The Gemara in Masechet Shabbat (p. 39) states that “Bishul B’Hama”-cooking using the direct rays of the sun is permitted on Shabbat. For example, one may heat a glass of water by placing it outside in the sun. The Menuhat Ahaba (Rabbi Moshe Halevi, Israel, 1961-2001) even allows using a magnifying glass to concentrate the sunlight on the water, even if it brings the water to the boiling point. However, it is prohibited to use the magnifying glass to make a fire and then cook with that fire.
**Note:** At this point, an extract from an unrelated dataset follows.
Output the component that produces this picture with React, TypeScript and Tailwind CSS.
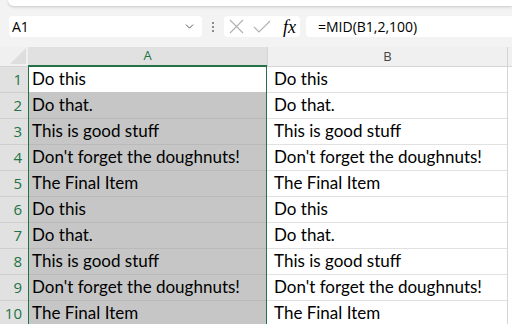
import { ChevronDown } from 'lucide-react';

const rows = [
  'Do this',
  'Do that.',
  'This is good stuff',
  "Don't forget the doughnuts!",
  'The Final Item',
  'Do this',
  'Do that.',
  'This is good stuff',
  "Don't forget the doughnuts!",
  'The Final Item',
];

export default function App() {
  return (
    <div className="w-[512px] h-[324px] overflow-hidden bg-[#f3f3f3] font-['Lato',sans-serif] text-black">
      {/* ribbon edge */}
      <div className="ml-[8px] h-[6px] bg-white rounded-bl-[8px] shadow-[0_1px_3px_rgba(0,0,0,0.18)]" />

      {/* formula bar */}
      <div className="mt-[10px] h-[21px] flex items-center">
        <div className="ml-[9px] w-[193px] h-[21px] bg-white rounded-[4px] flex items-center pl-[3px] pr-[6px] text-[14px] font-['Open_Sans',sans-serif]">
          <span className="flex-1">A1</span>
          <ChevronDown size={13} strokeWidth={1.5} className="text-[#333]" />
        </div>
        <div className="w-[22px] flex flex-col items-center gap-[2px]">
          <span className="w-[2px] h-[2px] bg-[#8a8a8a]" />
          <span className="w-[2px] h-[2px] bg-[#8a8a8a]" />
          <span className="w-[2px] h-[2px] bg-[#8a8a8a]" />
        </div>
        <div className="w-[76px] h-[21px] bg-white rounded-[4px] flex items-center pl-[5px]">
          <svg width="15" height="15" viewBox="0 0 15 15" fill="none" stroke="#b0b0b0" strokeWidth="1.1">
            <path d="M1 1L14 14M14 1L1 14" />
          </svg>
          <svg width="18" height="15" viewBox="0 0 18 15" fill="none" stroke="#b0b0b0" strokeWidth="1.1" className="ml-[9px]">
            <path d="M1 8L6 13L17 2" />
          </svg>
          <span className="font-['Liberation_Serif',serif] italic text-[18px] leading-none ml-[12px]">fx</span>
        </div>
        <div className="ml-[6px] flex-1 h-[21px] bg-white rounded-l-[4px] flex items-center pl-[12px] text-[14px] font-['Open_Sans',sans-serif]">
          =MID(B1,2,100)
        </div>
      </div>

      {/* grid */}
      <div className="mt-[10px] flex">
        {/* row headers */}
        <div className="w-[28px] shrink-0">
          <div className="h-[20px] bg-[#f0f0f0] border-b border-[#d4d4d4] relative overflow-hidden">
            <div className="absolute right-[2px] bottom-[2px] w-0 h-0 border-l-[16px] border-l-transparent border-b-[16px] border-b-[#dedede]" />
          </div>
          {rows.map((_, i) => (
            <div
              key={i}
              className="h-[26px] bg-[#e1e1e1] border-b border-[#cfcfcf] flex items-end justify-end pr-[6px] pb-[2px] text-[15px] text-[#217346] font-['Open_Sans',sans-serif]"
            >
              {i + 1}
            </div>
          ))}
        </div>

        {/* column A */}
        <div className="w-[239px] shrink-0">
          <div className="h-[20px] bg-[#e1e1e1] border-b-2 border-[#217346] flex items-center justify-center text-[13px] text-[#217346] font-['Open_Sans',sans-serif]">
            A
          </div>
          <div className="border-x border-[#217346]">
            {rows.map((t, i) => (
              <div
                key={i}
                className={
                  i === 0
                    ? 'h-[26px] bg-white border-b border-[#c6c6c6] flex items-end pl-[3px] pb-[1px] text-[17px] whitespace-nowrap'
                    : 'h-[26px] bg-[#c6c6c6] border-b border-[#bababa] flex items-end pl-[3px] pb-[1px] text-[17px] whitespace-nowrap'
                }
              >
                {t}
              </div>
            ))}
          </div>
        </div>

        {/* column B */}
        <div className="w-[241px] shrink-0 border-r border-[#d4d4d4]">
          <div className="h-[20px] bg-[#f0f0f0] border-b border-[#d4d4d4] border-l flex items-center justify-center text-[13px] text-[#444] font-['Open_Sans',sans-serif]">
            B
          </div>
          {rows.map((t, i) => (
            <div
              key={i}
              className="h-[26px] bg-white border-b border-[#e1e1e1] flex items-end pl-[7px] pb-[1px] text-[17px] whitespace-nowrap"
            >
              {t}
            </div>
          ))}
        </div>
        <div className="flex-1">
          <div className="h-[20px] bg-[#f0f0f0] border-b border-[#d4d4d4]" />
          <div className="h-[260px] bg-white" />
        </div>
      </div>
    </div>
  );
}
Rashi explains that there is neither a Torah nor Rabbinic violation involved in cooking in the sun, since that is not the normal way of cooking. Rav Moshe Feinstein (Russia – New York, 1895-1986) in his Iggerot Moshe (3:52) understands Rashi that any type of cooking which is not the normal method was never prohibited by the Rabbis, but if a method other than fire becomes the norm, it may be even be prohibited from the Torah. According to this approach, cooking in a microwave may be prohibited form the Torah. Even though it is not cooking with fire, since it has become accepted practice, the exemption no longer exists.
It should be noted that the Egleh Tal ( R. Avraham Borenstein, Poland, 1838-1910, Melechet HaOfeh 44) understands Rashi in a different way. Hacham Ovadia (Hazon Ovadia Vol. 4 p. 402) argues that cooking with a microwave is fundamentally different then cooking with fire, and therefore, although it is the norm, it is not prohibited by Torah law, only by Rabbinic law.
No authority holds that it is permitted to cook with a microwave on Shabbat. They merely disagree as to the level of the prohibition. The Mishna Berura Tiferet (318:52) cites Rav Shlomo Zalman Auerbach (Jerusalem, 1910-1995) that if the prohibition is only M’drabanan, then microwaves would be the preferred method for cooking in the event that a sick person needs cooked food.
It is permitted to heat food and water directly in the sunlight or with a magnifying glass.
In the even that a sick person requires cooked food on Shabbat, it is preferable to use a microwave rather than a conventional oven.